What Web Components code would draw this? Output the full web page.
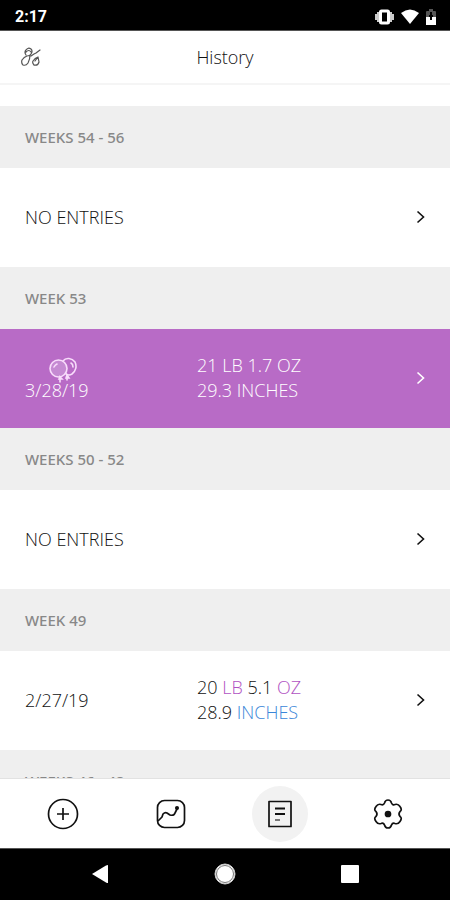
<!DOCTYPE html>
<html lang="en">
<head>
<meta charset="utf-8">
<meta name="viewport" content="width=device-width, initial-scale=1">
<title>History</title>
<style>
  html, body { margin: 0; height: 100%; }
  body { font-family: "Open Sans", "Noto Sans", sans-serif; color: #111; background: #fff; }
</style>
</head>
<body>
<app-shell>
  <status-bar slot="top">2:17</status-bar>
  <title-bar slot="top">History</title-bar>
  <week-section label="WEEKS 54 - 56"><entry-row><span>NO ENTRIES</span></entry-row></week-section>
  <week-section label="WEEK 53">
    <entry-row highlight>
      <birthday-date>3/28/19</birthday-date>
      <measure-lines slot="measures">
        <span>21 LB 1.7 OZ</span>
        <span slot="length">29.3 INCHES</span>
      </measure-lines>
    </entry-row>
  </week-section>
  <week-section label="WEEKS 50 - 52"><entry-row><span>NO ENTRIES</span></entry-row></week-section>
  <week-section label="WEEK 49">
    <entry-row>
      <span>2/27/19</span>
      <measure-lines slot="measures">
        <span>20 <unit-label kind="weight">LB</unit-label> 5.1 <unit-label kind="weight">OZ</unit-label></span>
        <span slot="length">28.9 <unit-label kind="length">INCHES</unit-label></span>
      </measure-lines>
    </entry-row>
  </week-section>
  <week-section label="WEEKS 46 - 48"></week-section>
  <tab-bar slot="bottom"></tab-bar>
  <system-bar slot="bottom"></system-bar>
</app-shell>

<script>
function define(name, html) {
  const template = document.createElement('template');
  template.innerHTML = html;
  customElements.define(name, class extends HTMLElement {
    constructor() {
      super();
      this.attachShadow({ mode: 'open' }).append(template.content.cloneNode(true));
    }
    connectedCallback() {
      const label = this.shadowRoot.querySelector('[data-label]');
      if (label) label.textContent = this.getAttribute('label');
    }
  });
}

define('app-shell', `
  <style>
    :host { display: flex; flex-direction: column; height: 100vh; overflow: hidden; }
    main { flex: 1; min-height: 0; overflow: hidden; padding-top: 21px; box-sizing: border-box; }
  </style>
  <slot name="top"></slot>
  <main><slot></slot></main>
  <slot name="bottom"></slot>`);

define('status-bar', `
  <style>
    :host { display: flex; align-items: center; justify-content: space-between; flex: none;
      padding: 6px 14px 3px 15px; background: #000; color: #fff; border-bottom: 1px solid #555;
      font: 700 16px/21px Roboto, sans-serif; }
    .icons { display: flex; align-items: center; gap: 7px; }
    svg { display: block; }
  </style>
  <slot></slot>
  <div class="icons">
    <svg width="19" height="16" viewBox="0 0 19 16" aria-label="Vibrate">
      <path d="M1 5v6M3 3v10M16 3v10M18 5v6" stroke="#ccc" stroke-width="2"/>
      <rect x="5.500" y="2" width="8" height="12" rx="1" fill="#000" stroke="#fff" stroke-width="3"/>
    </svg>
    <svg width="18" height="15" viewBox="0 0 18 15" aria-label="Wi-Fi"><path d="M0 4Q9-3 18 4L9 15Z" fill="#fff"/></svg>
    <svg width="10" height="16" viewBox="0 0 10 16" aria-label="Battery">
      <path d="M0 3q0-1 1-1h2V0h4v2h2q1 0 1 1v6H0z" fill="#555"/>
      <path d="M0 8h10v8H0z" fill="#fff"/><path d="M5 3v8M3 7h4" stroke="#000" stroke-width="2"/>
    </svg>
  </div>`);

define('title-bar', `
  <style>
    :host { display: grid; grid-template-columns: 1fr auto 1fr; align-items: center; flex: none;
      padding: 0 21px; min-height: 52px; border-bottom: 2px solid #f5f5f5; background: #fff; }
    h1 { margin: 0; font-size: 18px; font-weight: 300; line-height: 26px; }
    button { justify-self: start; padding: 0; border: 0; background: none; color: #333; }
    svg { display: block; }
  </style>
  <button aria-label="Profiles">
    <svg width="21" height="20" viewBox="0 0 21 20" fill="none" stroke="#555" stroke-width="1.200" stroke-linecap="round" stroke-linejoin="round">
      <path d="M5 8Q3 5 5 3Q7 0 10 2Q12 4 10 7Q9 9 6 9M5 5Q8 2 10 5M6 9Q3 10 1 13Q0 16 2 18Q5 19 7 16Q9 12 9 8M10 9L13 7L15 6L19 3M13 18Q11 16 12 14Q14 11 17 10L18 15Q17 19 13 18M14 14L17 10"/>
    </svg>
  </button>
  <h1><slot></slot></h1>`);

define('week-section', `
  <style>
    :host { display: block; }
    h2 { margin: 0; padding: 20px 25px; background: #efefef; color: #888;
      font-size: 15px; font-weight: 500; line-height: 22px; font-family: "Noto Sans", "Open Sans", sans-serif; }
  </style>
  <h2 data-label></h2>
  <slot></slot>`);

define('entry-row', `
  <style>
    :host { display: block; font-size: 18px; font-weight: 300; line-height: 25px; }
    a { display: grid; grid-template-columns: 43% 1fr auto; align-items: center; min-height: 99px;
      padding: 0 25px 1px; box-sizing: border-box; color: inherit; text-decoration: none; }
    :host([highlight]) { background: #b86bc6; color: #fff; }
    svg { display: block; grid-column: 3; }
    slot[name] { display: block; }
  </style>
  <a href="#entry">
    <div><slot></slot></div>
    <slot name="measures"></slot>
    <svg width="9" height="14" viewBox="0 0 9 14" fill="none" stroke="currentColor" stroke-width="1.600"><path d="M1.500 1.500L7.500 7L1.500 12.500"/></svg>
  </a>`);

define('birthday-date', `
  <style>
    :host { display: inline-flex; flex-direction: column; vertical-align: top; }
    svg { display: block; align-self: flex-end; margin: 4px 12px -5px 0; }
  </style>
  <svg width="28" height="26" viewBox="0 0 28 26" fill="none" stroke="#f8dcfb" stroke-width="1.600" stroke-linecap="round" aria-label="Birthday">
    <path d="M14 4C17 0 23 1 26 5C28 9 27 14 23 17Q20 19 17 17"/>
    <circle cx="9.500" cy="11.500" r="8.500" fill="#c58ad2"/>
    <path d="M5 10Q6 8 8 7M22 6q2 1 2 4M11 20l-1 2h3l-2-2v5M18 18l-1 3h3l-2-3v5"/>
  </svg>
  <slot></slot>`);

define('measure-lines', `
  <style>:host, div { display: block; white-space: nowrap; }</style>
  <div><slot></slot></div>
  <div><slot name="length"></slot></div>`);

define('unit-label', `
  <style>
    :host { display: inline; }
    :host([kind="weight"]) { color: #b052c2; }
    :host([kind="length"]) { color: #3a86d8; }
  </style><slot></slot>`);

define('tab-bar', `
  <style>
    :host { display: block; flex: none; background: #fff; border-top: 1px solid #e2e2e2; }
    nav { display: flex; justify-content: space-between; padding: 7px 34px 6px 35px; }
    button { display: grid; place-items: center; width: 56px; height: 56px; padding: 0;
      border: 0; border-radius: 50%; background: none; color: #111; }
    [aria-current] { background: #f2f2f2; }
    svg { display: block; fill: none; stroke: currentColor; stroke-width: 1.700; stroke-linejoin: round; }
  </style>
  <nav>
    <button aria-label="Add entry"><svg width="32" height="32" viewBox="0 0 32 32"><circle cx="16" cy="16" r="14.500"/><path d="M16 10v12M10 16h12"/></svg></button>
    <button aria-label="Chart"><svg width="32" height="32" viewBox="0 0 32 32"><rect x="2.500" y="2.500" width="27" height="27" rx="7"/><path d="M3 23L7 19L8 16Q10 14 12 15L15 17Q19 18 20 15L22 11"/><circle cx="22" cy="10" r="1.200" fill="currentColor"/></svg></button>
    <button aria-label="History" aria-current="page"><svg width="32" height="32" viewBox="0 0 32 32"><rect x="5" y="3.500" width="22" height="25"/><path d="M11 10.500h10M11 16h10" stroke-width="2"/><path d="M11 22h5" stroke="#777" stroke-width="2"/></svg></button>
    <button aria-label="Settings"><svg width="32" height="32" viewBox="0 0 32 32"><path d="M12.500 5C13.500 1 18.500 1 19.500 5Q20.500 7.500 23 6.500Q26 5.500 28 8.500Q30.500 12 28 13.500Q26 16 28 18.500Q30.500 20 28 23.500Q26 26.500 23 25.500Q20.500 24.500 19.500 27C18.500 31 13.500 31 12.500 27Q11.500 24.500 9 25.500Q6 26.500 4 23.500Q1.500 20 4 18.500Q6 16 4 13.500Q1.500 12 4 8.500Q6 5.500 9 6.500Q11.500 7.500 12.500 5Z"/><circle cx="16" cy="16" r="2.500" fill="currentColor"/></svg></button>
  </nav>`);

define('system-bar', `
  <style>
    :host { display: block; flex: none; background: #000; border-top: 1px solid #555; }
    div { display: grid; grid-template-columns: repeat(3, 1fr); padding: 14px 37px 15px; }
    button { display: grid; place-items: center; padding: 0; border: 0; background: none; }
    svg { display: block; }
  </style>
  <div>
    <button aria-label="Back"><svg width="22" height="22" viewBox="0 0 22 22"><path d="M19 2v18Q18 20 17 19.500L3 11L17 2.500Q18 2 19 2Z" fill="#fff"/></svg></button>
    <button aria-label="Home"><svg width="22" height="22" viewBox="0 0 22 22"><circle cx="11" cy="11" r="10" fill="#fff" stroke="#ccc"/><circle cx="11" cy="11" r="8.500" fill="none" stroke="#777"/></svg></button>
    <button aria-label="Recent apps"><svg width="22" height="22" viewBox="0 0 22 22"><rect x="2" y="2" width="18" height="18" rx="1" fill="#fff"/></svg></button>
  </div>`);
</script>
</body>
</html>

• • • • •

◆ Task statement
Up to and including the line containing "</app-shell>", repeat every line from the start of the data, but none of the pictures.

◆ Completed exercise
What Web Components code would draw this? Output the full web page.
<!DOCTYPE html>
<html lang="en">
<head>
<meta charset="utf-8">
<meta name="viewport" content="width=device-width, initial-scale=1">
<title>History</title>
<style>
  html, body { margin: 0; height: 100%; }
  body { font-family: "Open Sans", "Noto Sans", sans-serif; color: #111; background: #fff; }
</style>
</head>
<body>
<app-shell>
  <status-bar slot="top">2:17</status-bar>
  <title-bar slot="top">History</title-bar>
  <week-section label="WEEKS 54 - 56"><entry-row><span>NO ENTRIES</span></entry-row></week-section>
  <week-section label="WEEK 53">
    <entry-row highlight>
      <birthday-date>3/28/19</birthday-date>
      <measure-lines slot="measures">
        <span>21 LB 1.7 OZ</span>
        <span slot="length">29.3 INCHES</span>
      </measure-lines>
    </entry-row>
  </week-section>
  <week-section label="WEEKS 50 - 52"><entry-row><span>NO ENTRIES</span></entry-row></week-section>
  <week-section label="WEEK 49">
    <entry-row>
      <span>2/27/19</span>
      <measure-lines slot="measures">
        <span>20 <unit-label kind="weight">LB</unit-label> 5.1 <unit-label kind="weight">OZ</unit-label></span>
        <span slot="length">28.9 <unit-label kind="length">INCHES</unit-label></span>
      </measure-lines>
    </entry-row>
  </week-section>
  <week-section label="WEEKS 46 - 48"></week-section>
  <tab-bar slot="bottom"></tab-bar>
  <system-bar slot="bottom"></system-bar>
</app-shell>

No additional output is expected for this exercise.